▶ _What you will do_
Identify all lines below that hold "styles" and collect them.
** Begin **
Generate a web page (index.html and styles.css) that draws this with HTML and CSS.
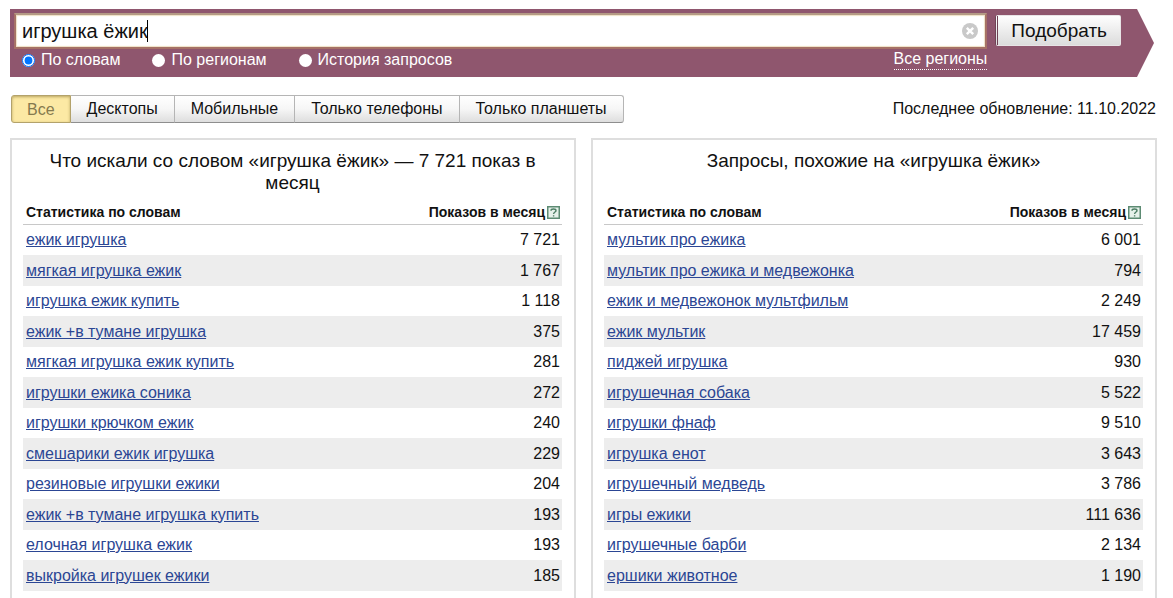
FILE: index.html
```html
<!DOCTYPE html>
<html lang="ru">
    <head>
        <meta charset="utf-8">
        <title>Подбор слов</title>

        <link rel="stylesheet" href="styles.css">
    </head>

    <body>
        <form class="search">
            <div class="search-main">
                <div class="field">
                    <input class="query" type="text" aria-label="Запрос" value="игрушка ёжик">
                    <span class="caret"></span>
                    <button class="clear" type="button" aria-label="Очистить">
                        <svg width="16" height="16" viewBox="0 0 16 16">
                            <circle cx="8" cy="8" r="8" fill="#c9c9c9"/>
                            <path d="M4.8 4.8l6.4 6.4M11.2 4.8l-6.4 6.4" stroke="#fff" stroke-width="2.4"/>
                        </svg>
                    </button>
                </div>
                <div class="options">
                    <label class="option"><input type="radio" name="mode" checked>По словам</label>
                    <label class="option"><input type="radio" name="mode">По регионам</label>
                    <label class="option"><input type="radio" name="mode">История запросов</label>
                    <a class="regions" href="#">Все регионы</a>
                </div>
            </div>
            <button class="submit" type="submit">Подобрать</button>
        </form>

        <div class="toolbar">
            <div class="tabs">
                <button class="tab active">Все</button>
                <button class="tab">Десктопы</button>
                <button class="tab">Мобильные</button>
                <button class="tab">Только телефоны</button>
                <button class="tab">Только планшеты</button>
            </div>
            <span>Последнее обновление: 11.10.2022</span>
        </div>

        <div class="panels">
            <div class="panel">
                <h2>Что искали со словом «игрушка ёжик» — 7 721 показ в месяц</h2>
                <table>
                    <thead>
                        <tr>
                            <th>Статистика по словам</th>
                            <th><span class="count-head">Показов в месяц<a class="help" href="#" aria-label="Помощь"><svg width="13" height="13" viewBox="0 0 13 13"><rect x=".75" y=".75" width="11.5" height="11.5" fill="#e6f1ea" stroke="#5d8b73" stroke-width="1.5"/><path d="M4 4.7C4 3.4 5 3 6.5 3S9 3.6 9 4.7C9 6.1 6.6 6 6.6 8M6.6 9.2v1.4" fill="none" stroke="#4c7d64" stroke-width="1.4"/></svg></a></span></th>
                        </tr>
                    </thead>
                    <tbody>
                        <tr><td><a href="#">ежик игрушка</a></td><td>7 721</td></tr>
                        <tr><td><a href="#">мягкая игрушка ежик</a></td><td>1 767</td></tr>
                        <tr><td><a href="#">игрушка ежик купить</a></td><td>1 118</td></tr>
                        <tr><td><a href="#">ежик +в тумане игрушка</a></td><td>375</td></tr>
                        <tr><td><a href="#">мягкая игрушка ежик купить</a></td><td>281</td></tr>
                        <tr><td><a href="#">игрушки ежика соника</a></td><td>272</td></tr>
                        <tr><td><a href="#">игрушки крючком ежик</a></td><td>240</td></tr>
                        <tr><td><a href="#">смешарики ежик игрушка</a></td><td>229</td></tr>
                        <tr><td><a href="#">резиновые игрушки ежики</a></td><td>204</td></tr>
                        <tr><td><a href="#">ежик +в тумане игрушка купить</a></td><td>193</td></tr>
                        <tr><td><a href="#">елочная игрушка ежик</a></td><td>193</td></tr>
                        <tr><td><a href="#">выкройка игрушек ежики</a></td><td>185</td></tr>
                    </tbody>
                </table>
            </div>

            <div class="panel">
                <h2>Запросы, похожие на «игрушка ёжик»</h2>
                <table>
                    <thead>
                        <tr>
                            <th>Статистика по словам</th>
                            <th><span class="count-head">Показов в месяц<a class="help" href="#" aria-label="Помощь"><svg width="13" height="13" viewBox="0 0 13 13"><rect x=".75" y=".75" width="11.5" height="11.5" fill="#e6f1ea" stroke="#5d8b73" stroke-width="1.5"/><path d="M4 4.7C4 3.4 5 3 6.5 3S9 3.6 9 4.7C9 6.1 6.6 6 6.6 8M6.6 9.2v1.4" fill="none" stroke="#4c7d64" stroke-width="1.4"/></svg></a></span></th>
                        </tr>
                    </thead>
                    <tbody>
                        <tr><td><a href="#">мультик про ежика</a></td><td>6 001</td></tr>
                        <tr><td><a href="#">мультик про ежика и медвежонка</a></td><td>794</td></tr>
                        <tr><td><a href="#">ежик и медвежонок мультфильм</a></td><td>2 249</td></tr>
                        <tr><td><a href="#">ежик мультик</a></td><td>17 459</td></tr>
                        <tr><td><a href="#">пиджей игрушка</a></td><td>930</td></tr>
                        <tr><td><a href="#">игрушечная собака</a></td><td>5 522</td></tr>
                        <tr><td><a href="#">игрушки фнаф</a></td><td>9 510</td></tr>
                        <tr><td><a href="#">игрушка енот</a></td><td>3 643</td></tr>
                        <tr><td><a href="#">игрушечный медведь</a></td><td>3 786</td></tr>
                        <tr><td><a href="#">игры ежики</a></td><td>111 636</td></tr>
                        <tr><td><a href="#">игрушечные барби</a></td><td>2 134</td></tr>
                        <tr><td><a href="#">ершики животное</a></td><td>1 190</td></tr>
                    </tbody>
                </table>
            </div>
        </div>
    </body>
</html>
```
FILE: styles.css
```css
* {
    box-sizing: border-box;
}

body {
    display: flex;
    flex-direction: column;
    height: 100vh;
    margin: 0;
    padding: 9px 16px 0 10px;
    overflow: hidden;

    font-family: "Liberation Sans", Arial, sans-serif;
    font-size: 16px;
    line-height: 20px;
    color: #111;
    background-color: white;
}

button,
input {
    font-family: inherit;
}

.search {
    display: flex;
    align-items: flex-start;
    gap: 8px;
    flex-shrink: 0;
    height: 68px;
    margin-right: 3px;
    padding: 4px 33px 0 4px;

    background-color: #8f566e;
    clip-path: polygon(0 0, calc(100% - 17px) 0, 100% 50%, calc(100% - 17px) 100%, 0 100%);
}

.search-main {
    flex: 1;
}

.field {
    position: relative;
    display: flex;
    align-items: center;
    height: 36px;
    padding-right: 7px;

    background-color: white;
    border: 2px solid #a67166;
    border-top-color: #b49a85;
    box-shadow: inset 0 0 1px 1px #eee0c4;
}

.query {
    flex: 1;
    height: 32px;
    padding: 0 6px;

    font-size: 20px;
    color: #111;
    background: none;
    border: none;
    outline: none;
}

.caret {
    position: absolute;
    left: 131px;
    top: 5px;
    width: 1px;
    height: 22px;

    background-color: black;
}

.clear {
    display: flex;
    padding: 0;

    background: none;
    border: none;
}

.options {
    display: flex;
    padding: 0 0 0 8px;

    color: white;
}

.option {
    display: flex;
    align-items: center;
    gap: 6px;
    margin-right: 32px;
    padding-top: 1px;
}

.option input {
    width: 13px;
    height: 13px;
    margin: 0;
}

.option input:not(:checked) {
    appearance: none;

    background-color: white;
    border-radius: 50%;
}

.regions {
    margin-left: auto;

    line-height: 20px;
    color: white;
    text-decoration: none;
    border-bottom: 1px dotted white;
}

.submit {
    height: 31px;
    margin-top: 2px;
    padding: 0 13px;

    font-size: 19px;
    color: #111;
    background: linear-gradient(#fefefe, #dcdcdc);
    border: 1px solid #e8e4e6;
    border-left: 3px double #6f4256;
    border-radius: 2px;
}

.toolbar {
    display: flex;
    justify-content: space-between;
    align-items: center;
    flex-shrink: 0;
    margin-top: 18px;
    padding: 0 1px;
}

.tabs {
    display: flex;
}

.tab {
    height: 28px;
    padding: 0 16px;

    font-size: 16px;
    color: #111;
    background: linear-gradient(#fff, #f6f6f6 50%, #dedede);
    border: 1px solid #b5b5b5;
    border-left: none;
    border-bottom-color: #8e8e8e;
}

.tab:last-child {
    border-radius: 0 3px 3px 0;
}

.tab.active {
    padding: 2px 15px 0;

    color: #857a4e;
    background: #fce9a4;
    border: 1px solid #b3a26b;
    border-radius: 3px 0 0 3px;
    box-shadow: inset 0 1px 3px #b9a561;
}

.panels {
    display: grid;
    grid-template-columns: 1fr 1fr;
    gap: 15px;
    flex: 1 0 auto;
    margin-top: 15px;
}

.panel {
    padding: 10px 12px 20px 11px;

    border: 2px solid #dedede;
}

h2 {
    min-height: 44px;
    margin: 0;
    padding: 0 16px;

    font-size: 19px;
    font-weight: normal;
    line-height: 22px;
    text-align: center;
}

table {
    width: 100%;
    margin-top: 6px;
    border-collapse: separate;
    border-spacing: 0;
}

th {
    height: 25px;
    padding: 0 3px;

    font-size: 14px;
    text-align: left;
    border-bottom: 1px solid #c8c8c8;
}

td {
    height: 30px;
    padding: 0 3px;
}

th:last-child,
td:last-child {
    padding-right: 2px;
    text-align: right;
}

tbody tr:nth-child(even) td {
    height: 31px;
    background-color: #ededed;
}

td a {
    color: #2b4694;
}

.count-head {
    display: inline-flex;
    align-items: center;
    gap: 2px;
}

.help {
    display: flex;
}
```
** End **
▶ _Solution for this problem_
Generate a web page (index.html and styles.css) that draws this with HTML and CSS.
        <link rel="stylesheet" href="styles.css">
FILE: styles.css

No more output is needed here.